Anticipation requires clear and unambiguous disclosure of all claimed features.

T/396/89 UNION CARBIDE/high tear strength polymers [1992] EPOR 312 and Synthon's Patent [2005] UKHL 59

Obviousness requires consideration of what real-life skilled people would think and do. The question 'why wasn't it done before?' is a powerful consideration, particularly when all components have been long and widely known.

Actavis v. ICOS [2019] UKSC 15, Generics v. Lundbeck [2007] EWHC 1040 (Pat), Teva v Leo [2015] EWCA Civ 779, Technip France SA’s Patent [2004] EWCA Civ 381

Patent claims must be clear and concise.

§14(5)(b) of the Patents Act 1977

Amendment of a patent claim is not allowed if it extends protection.

Hospira v Genentech [2014] EWHC 3857

The skilled person is presumed to read prior art, but not necessarily with an expectation of relevance or utility. Documents from distant or unrelated fields are less likely to be considered.

Inhale v Quadrant [2002] RPC 21

Outcomes

EP627 invalid for lack of novelty (anticipated by the STS Guide), not obvious over Bunte.

The STS Guide disclosed all the elements of EP627 claim 1. The court rejected Abbott's arguments regarding the interpretation of 'predetermined routine' and 'second indication'. Bunte, while related, was deemed not applicable to the CGM context without hindsight.

EP223 claim 1 invalid for lack of novelty (anticipated by Gejdos). Not obvious over Lebel.

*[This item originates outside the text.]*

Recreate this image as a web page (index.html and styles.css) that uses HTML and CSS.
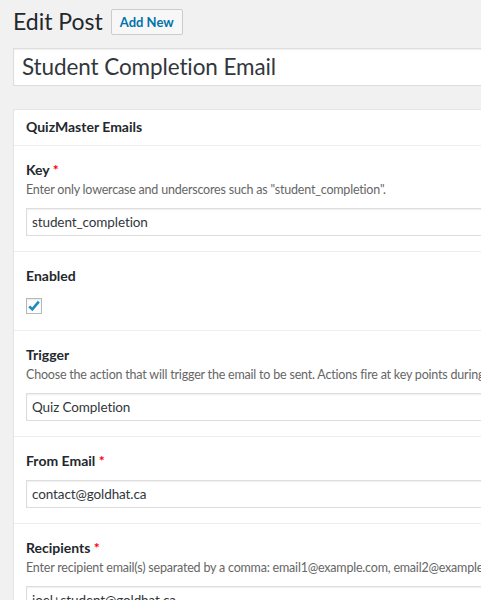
FILE: index.html
```html
<!DOCTYPE html>
<html>
<head>
<meta charset="utf-8">
<link rel="stylesheet" href="styles.css">
</head>
<body>
<div class="wrap">
  <div class="page-head">
    <h1 class="page-title">Edit Post</h1>
    <a class="add-new" href="#">Add New</a>
  </div>
  <div class="title-field">Student Completion Email</div>

  <div class="postbox">
    <h2 class="postbox-head">QuizMaster Emails</h2>

    <div class="field">
      <div class="label">Key <span class="req">*</span></div>
      <div class="desc">Enter only lowercase and underscores such as "student_completion".</div>
      <div class="input">student_completion</div>
    </div>

    <div class="field field-check">
      <div class="label">Enabled</div>
      <div class="checkbox">
        <svg width="14" height="14" viewBox="0 0 14 14"><path d="M2.2 7.4 L5.3 10.3 L11.8 2.6" fill="none" stroke="#1e8cbe" stroke-width="2.6" stroke-linejoin="miter" stroke-linecap="butt"/></svg>
      </div>
    </div>

    <div class="field">
      <div class="label">Trigger</div>
      <div class="desc">Choose the action that will trigger the email to be sent. Actions fire at key points during the quiz process.</div>
      <div class="input">Quiz Completion</div>
    </div>

    <div class="field">
      <div class="label">From Email <span class="req">*</span></div>
      <div class="input">contact@goldhat.ca</div>
    </div>

    <div class="field">
      <div class="label">Recipients <span class="req">*</span></div>
      <div class="desc">Enter recipient email(s) separated by a comma: email1@example.com, email2@example.com</div>
      <div class="input">joel+student@goldhat.ca</div>
    </div>
  </div>
</div>
</body>
</html>
```

FILE: styles.css
```css
html, body {
  margin: 0;
  padding: 0;
  overflow: hidden;
  background: #f1f1f1;
}
body {
  font-family: Lato, "Open Sans", sans-serif;
  color: #23282d;
  font-size: 12.5px;
}
.wrap {
  padding: 7px 0 0 13px;
  width: 800px;
}
.page-head {
  display: flex;
  align-items: center;
  gap: 8px;
  height: 29px;
}
.page-title {
  margin: 0;
  font-size: 23px;
  font-weight: 400;
  line-height: 29px;
}
.add-new {
  display: inline-block;
  box-sizing: border-box;
  height: 26px;
  line-height: 24px;
  padding: 0 8px;
  border: 1px solid #ccc;
  border-radius: 2px;
  background: #f7f7f7;
  color: #0073aa;
  font-size: 13px;
  font-weight: 700;
  text-decoration: none;
}
.title-field {
  margin-top: 12px;
  box-sizing: border-box;
  height: 38px;
  line-height: 36px;
  padding: 0 8px;
  border: 1px solid #ddd;
  background: #fff;
  box-shadow: inset 0 1px 2px rgba(0,0,0,.07);
  font-size: 22.5px;
  letter-spacing: -0.1px;
  color: #32373c;
}
.postbox {
  margin-top: 23px;
  border: 1px solid #e5e5e5;
  background: #fff;
  box-shadow: 0 1px 1px rgba(0,0,0,.04);
}
.postbox-head {
  margin: 0;
  padding: 7px 12px 8px;
  line-height: 20px;
  font-size: 14px;
  font-weight: 700;
  border-bottom: 1px solid #eee;
}
.field {
  padding: 14px 12px 15px;
  border-bottom: 1px solid #eee;
}
.field-check {
  padding-bottom: 16px;
}
.label {
  font-size: 14px;
  font-weight: 700;
  line-height: 20px;
  color: #23282d;
}
.req {
  color: #f00;
}
.desc {
  font-size: 12.5px;
  letter-spacing: -0.2px;
  line-height: 19px;
  color: #666;
  white-space: nowrap;
}
.input {
  margin-top: 9px;
  box-sizing: border-box;
  height: 28px;
  line-height: 26px;
  padding: 0 5px;
  border: 1px solid #ddd;
  background: #fff;
  box-shadow: inset 0 1px 2px rgba(0,0,0,.07);
  font-size: 13.5px;
  letter-spacing: -0.1px;
  color: #32373c;
}
.checkbox {
  margin-top: 12px;
  box-sizing: border-box;
  width: 16px;
  height: 16px;
  border: 1px solid #b4b9be;
  background: #fff;
  box-shadow: inset 0 1px 2px rgba(0,0,0,.1);
  display: flex;
  align-items: center;
  justify-content: center;
}
.checkbox svg {
  display: block;
}
```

Gejdos disclosed all the elements of EP223 claim 1. The court rejected Abbott's arguments concerning the scope of the installation and functional checks and the application of Lebel to smartphone technology. Claims 7 and 9 were deemed obvious given the invalidity of claim 1.

EP539 amendments disallowed for extending protection and lacking clarity. EP539 and EP159 invalid for lack of novelty (anticipated by Brauker and Shariati) and obviousness.

The amendments to EP539 extended the scope of protection. The court found that Brauker and Shariati disclosed the inventive concept of EP159/EP539. The court rejected Dexcom's arguments concerning the skilled team's mindset and the alleged lack of obviousness.